We'll create a simple dashboard with:

  • Dropdown to select products
  • Line chart for sales
  • Bar chart for revenue
In [40]:
# Initialize the Dash app
app = Dash(__name__)

# Layout
app.layout = html.Div([
    html.H1("SME Sales Dashboard", style={'text-align': 'center'}),

    html.Label("Select Product:"),
    dcc.Dropdown(
        id='product_dropdown',
        options=[
            {'label': 'Product A', 'value': 'Product_A_Sales'},
            {'label': 'Product B', 'value': 'Product_B_Sales'}
        ],
        value='Product_A_Sales'
    ),

    dcc.Graph(id='sales_graph', figure={}),
    dcc.Graph(id='revenue_graph', figure={})
])

# Callbacks
@app.callback(
    Output('sales_graph', 'figure'),
    Input('product_dropdown', 'value')
)
def update_sales(selected_product):
    fig = px.line(df, x='Month', y=selected_product, title=f'Monthly Sales of {selected_product}')
    return fig

@app.callback(
    Output('revenue_graph', 'figure'),
    Input('product_dropdown', 'value')
)
def update_revenue(_):
    fig = px.bar(df, x='Month', y='Revenue', title='Monthly Revenue')
    return fig

# Run the app
if __name__ == '__main__':
    app.run(mode='inline')

The best way is to open it on Bash (Unix shell)! Let's go

Practical Applications¶

  • Integrating Forecast Models: You can extend this dashboard to display predictions from regression or ARIMA models.
  • KPIs: Add cards for metrics like total sales, average revenue, or growth rates.
  • Interactive Filtering: Include filters by region, product category, or time period.

Take Away¶

We learned how to:

  1. Understand the importance of dashboards in business reporting.
  2. Explore sales and revenue data with interactive visualizations.
  3. Build a lightweight dashboard using Dash and Plotly.
  4. Integrate interactivity to enhance business decision-making.

Conclusion¶

Throughout this program, you have gained not only the technical knowledge of Python’s open-source analytics tools but also the strategic insights to apply them effectively within a business context. You are now equipped to:

  • Optimize performance and manage risk with data-driven decision-making.
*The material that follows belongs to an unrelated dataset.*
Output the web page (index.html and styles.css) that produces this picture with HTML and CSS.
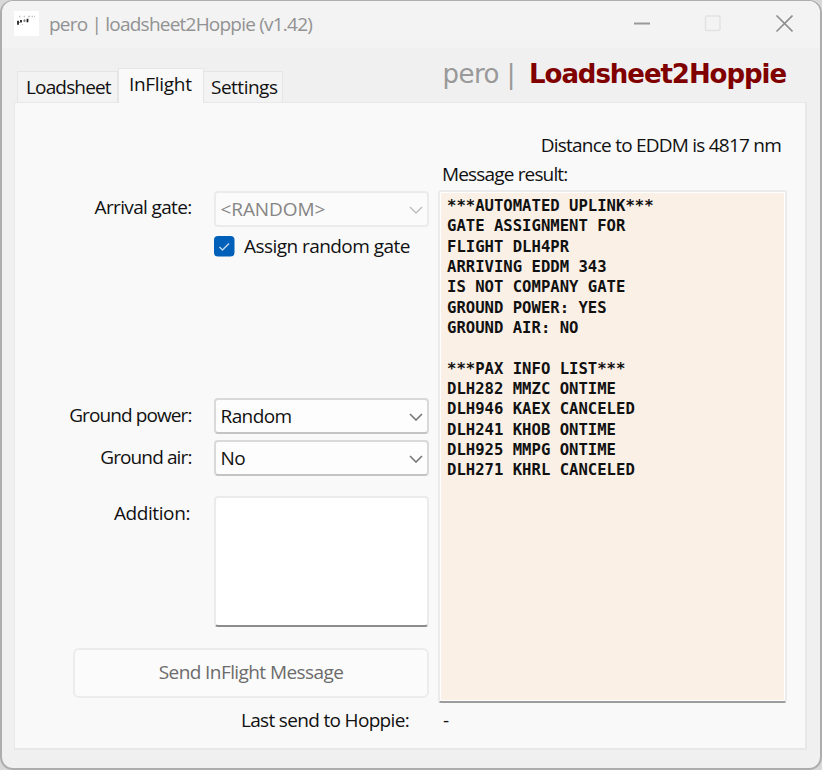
FILE: index.html
```
<!DOCTYPE html>
<html lang="en">
<head>
<meta charset="utf-8">
<title>pero | loadsheet2Hoppie (v1.42)</title>
<link rel="stylesheet" href="styles.css">
</head>
<body>
<div class="window">
  <header class="titlebar">
    <svg class="app-icon" width="25" height="25" viewBox="0 0 25 25"><rect width="25" height="25" fill="#fff"/><path d="M5 5.500h1.500M9.500 5.500h1.500M14 5.500h2M17.500 5.500h1.500M20 5.500h1" stroke="#c4c4c4" stroke-width="1.300"/><path d="M4 9.800v4M7 9v2.500M13.500 7.800v3.400" stroke="#222" stroke-width="1.800"/><path d="M10.500 8.500v2.300" stroke="#555" stroke-width="1.300"/><path d="M5 11.500h1.500M9 9.800h3.500" stroke="#999"/><circle cx="8.500" cy="13.500" r=".6" fill="#bbb"/></svg>
    <span class="window-title">pero | loadsheet2Hoppie (v1.42)</span>
    <div class="window-controls">
      <svg width="18" height="18" viewBox="0 0 18 18"><path d="M1 8.500h16" stroke="#999" stroke-width="1.800"/></svg>
      <svg width="18" height="18" viewBox="0 0 18 18"><rect x="1.500" y="1" width="14.500" height="14.500" rx="1.500" fill="none" stroke="#e2e2e2" stroke-width="1.500"/></svg>
      <svg width="18" height="18" viewBox="0 0 18 18"><path d="M1.500 .5l16 16M17.500 .5l-16 16" stroke="#8e8e8e" stroke-width="1.600"/></svg>
    </div>
  </header>
  <div class="top">
    <nav class="tabs">
      <div class="tab tab-load"><span>Loadsheet</span></div>
      <div class="tab active"><span>InFlight</span></div>
      <div class="tab tab-set"><span>Settings</span></div>
    </nav>
    <div class="brand"><span class="author">pero |</span><span class="product">Loadsheet2Hoppie</span></div>
  </div>
  <main class="panel">
    <section class="form">
      <div class="row">
        <label class="lbl-gate">Arrival gate:</label>
        <div class="select disabled"><span class="v-gate">&lt;RANDOM&gt;</span><svg width="14" height="8" viewBox="0 0 14 8"><path d="M1 1l6 6 6-6" fill="none" stroke="#c0c0c0" stroke-width="1.500"/></svg></div>
      </div>
      <div class="check">
        <svg width="21" height="21" viewBox="0 0 21 21"><rect width="20.500" height="20.500" rx="4" fill="#005fb8"/><path d="M5.500 11l3 3 6.500-6.500" fill="none" stroke="#b9d5ed" stroke-width="1.500"/></svg>
        <span>Assign random gate</span>
      </div>
      <div class="row power">
        <label class="lbl-power">Ground power:</label>
        <div class="select"><span>Random</span><svg width="14" height="8" viewBox="0 0 14 8"><path d="M1 1l6 6 6-6" fill="none" stroke="#777" stroke-width="1.600"/></svg></div>
      </div>
      <div class="row air">
        <label class="lbl-air">Ground air:</label>
        <div class="select"><span>No</span><svg width="14" height="8" viewBox="0 0 14 8"><path d="M1 1l6 6 6-6" fill="none" stroke="#777" stroke-width="1.600"/></svg></div>
      </div>
      <div class="row addition">
        <label class="lbl-add">Addition:</label>
        <div class="textarea"></div>
      </div>
      <div class="send"><span>Send InFlight Message</span></div>
      <div class="last"><span>Last send to Hoppie:</span></div>
    </section>
    <section class="result">
      <div class="distance"><span>Distance to EDDM is 4817 nm</span></div>
      <div class="caption"><span>Message result:</span></div>
      <pre class="output">***AUTOMATED UPLINK***
GATE ASSIGNMENT FOR
FLIGHT DLH4PR
ARRIVING EDDM 343
IS NOT COMPANY GATE
GROUND POWER: YES
GROUND AIR: NO

***PAX INFO LIST***
DLH282 MMZC ONTIME
DLH946 KAEX CANCELED
DLH241 KHOB ONTIME
DLH925 MMPG ONTIME
DLH271 KHRL CANCELED</pre>
      <div class="dash">-</div>
    </section>
  </main>
</div>
</body>
</html>
```
FILE: styles.css
```
* { box-sizing: border-box; }
body {
  margin: 0;
  background: #d8d8d8;
  font: 19px/24px "Open Sans", "Noto Sans", sans-serif;
  letter-spacing: -0.5px;
  color: #111;
}
.window {
  width: 822px;
  height: 770px;
  border: 2px solid #adadad;
  border-top-width: 1px;
  border-radius: 13px;
  background: #f0f0f0;
  overflow: hidden;
}
.titlebar {
  height: 47px;
  padding: 0 27px 2px 12px;
  display: flex;
  align-items: center;
  background: #f3f3f3;
  color: #929292;
}
.app-icon { margin-right: 10px; }
.window-title { letter-spacing: -0.78px; }
.window-controls { margin-left: auto; display: flex; gap: 53px; }
.top { height: 54px; display: flex; justify-content: space-between; padding: 0 34px 0 15px; }
.tabs { display: flex; align-items: flex-end; }
.tab {
  height: 31px;
  border: 1px solid #e5e5e5;
  border-bottom: 0;
  background: #f3f3f3;
  padding: 3px 0 0 8px;
  white-space: nowrap;
}
.tab-load { width: 101px; letter-spacing: -0.85px; }
.tab.active {
  width: 86px;
  height: 35px;
  margin-bottom: -1px;
  padding: 3px 0 0 10px;
  background: #f9f9f9;
  position: relative;
  letter-spacing: -0.3px;
}
.tab-set { width: 79px; padding-left: 7px; border-left: 0; }
.brand {
  font: 26px/32px "DejaVu Sans", sans-serif;
  letter-spacing: -0.5px;
  padding-top: 10px;
  white-space: nowrap;
}
.author { color: #999; margin-right: 14px; }
.product { color: #800000; font-weight: bold; letter-spacing: -1.05px; }
.panel {
  width: 793px;
  height: 648px;
  margin-left: 12px;
  border: 2px solid #e8e8e8;
  border-width: 1px 2px 2px 1px;
  background: #f9f9f9;
  display: flex;
  gap: 9px;
}
.form { width: 414px; padding-top: 88px; }
.row { display: flex; }
.row label { width: 199px; padding: 4px 22px 0 0; text-align: right; white-space: nowrap; }
.row .lbl-gate { letter-spacing: -0.65px; }
.row .lbl-power { padding-top: 5px; letter-spacing: -0.9px; }
.row .lbl-air { padding-top: 5px; letter-spacing: -0.88px; }
.row .lbl-add { padding: 5px 24px 0 0; letter-spacing: -0.4px; }
.select {
  width: 216px;
  height: 36px;
  border: 2px solid #d9d9d9;
  border-bottom-color: #c4c4c4;
  border-radius: 4px;
  background: #fdfdfd;
  display: flex;
  align-items: center;
  justify-content: space-between;
  padding: 0 4px 0 5px;
}
.select span { letter-spacing: -0.6px; }
.select .v-gate { letter-spacing: -0.1px; }
.select svg { margin-top: 1px; }
.disabled { border-color: #ebebeb; background: #fbfbfb; color: #858585; }
.check {
  display: flex;
  align-items: center;
  gap: 9px;
  margin: 7px 0 0 199px;
  height: 24px;
  letter-spacing: -0.55px;
}
.power { margin-top: 140px; }
.air { margin-top: 6px; }
.addition { margin-top: 20px; }
.textarea {
  width: 215px;
  height: 131px;
  border: 2px solid #ebebeb;
  border-bottom-color: #8c8c8c;
  border-radius: 4px;
  background: #fff;
}
.send {
  margin: 21px 0 0 58px;
  width: 356px;
  height: 50px;
  border: 2px solid #ececec;
  border-radius: 6px;
  background: #fbfbfb;
  color: #6b6b6b;
  text-align: center;
  line-height: 45px;
  letter-spacing: -0.58px;
}
.last { margin-top: 10px; padding-right: 20px; text-align: right; letter-spacing: -0.67px; }
.result { width: 349px; padding-top: 30px; }
.distance { text-align: right; padding-right: 6px; letter-spacing: -0.77px; }
.caption { margin: 5px 0 0 4px; letter-spacing: -0.84px; }
.output {
  margin: 4px 0 0;
  height: 513px;
  border: 2px solid #ebebeb;
  border-bottom-color: #9c9c9c;
  border-radius: 3px;
  background: #faf0e6;
  box-shadow: inset 0 0 0 1px #fff;
  padding: 4px 6px 3px 7px;
  font: bold 15.600px/20.350px "DejaVu Sans Mono", monospace;
  letter-spacing: 0;
}
.dash { margin: 5px 0 0 5px; }
```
  • Leverage Python’s accessible ecosystem to give SMEs the same analytical edge as larger competitors.

  • Implement growth-oriented analytics strategies that translate directly into smarter actions and tangible results.

By the end of this journey, you should feel confident in applying Python analytics to your own organization—empowering you to anticipate trends, uncover opportunities, and make decisions that drive sustainable growth.